Ich weiß ehrlich gesagt nicht, wie sich mein Geschmack so entwickeln konnte und was da innerlich passiert ist. Nach wie vor liebe ich Metalcore und Clean Vocals, noch besser ist es natürlich, wenn beide Genres sich mischen. Aber dass ich nun Bands höre, vor denen ich vor ein paar Jahren noch weggerannt bin, macht mich selbst stutzig. Möglicherweise höre ich heute anders hin, detailierter – wenn man so will. Ich entdecke und schätze bei meinen bisherigen Deathcore Entdeckungen die versteckten Melodien, die man eben nicht im ersten Moment wahrnimmt. Auch die andere Ausrichtung der Texte, der Themen tut gut.
Dass mir diese Musik in einer kürzlich schlechten Stimmung irgendwie Kraft gegeben hat, stimmt mich auch sehr zufrieden mit der Entwicklung. Wohin das nun alles geht, kann ich noch nicht sagen. Ich hab allerdings an vielen Stellen Kommentare gelesen, wie „Ich bin vom Metalcore zum Deathcore gekommen“. Scheinbar ist dieser Werdegang nicht untypisch. Ich fühle mich aber in beiden Bereichen wohl. Ebenso in der „Szene“ generell. Wenn ich zum Beispiel dieses Jahr wieder zum Impericon Festival gehe, wird es sich wieder wie ein „Nach Hause kommen“ anfühlen. Und das gefällt mir verdammt gut. Ein Gefühl, das ich in der Szene, in der ich ich mich so viele Jahre meiner musikalischen Entwicklung vorher bewegt hab, nicht mehr hatte.

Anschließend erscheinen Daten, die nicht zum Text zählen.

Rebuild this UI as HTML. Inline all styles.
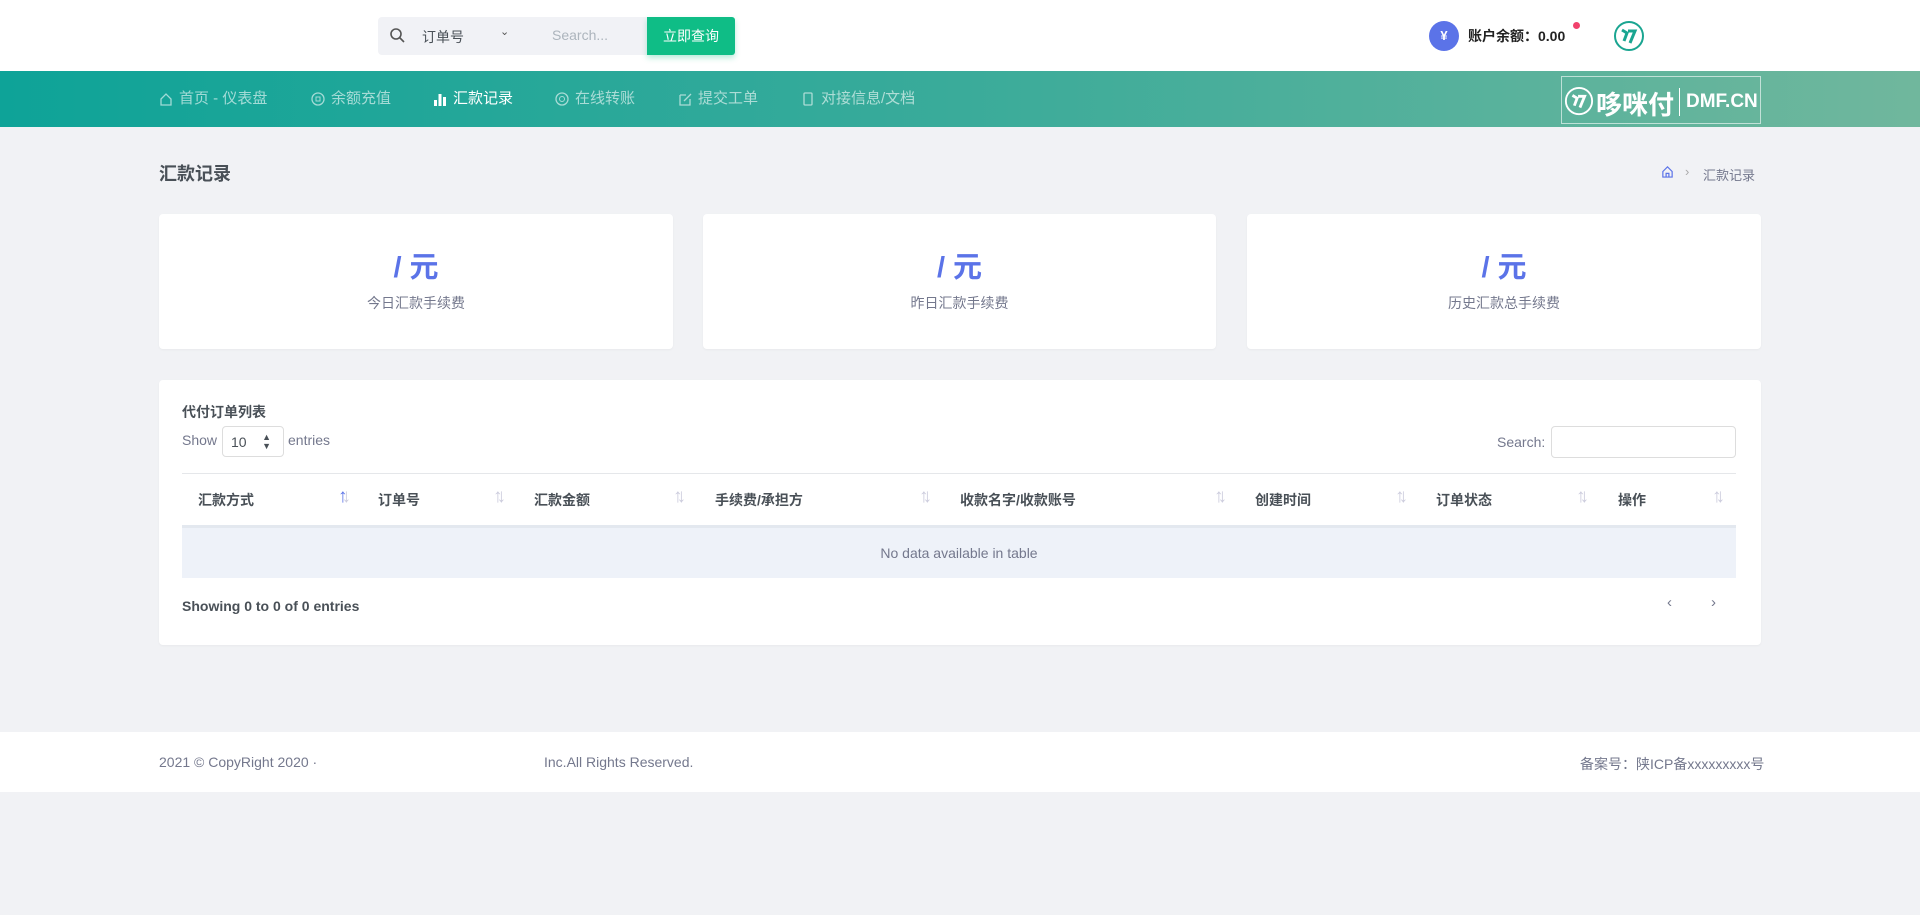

Wann ich allerdings mein erstes Review zu einem Deathcore Album schreibe, weiß ich nicht. Ich bin gerade noch dabei, das Genre richtig für mich zu erfassen. Um ein paar Elemente und Sounds mach ich auch immernoch einen Bogen. Manches hört sich eben einfach falsch an. Aber wer weiß, ich mochte auch Deathcore nie. Und wenn man’s genau nimmt, mochte ich auch Metal nie. Und überhaupt und sowieso. Achso, ob ich immernoch Electro höre? Es gibt schon noch Bands, von denen ich nicht wegkomme. Allerdings kann man die mittlerweile an beiden Händen abzählen. Ich kenne aber ein Mitglied einer solchen Band, welcher einen ähnlichen Musikgeschmack hat, wie ich. Das beruhigt!
Danke für’s Lesen, ich wollte das schon lange mal so niederschreiben.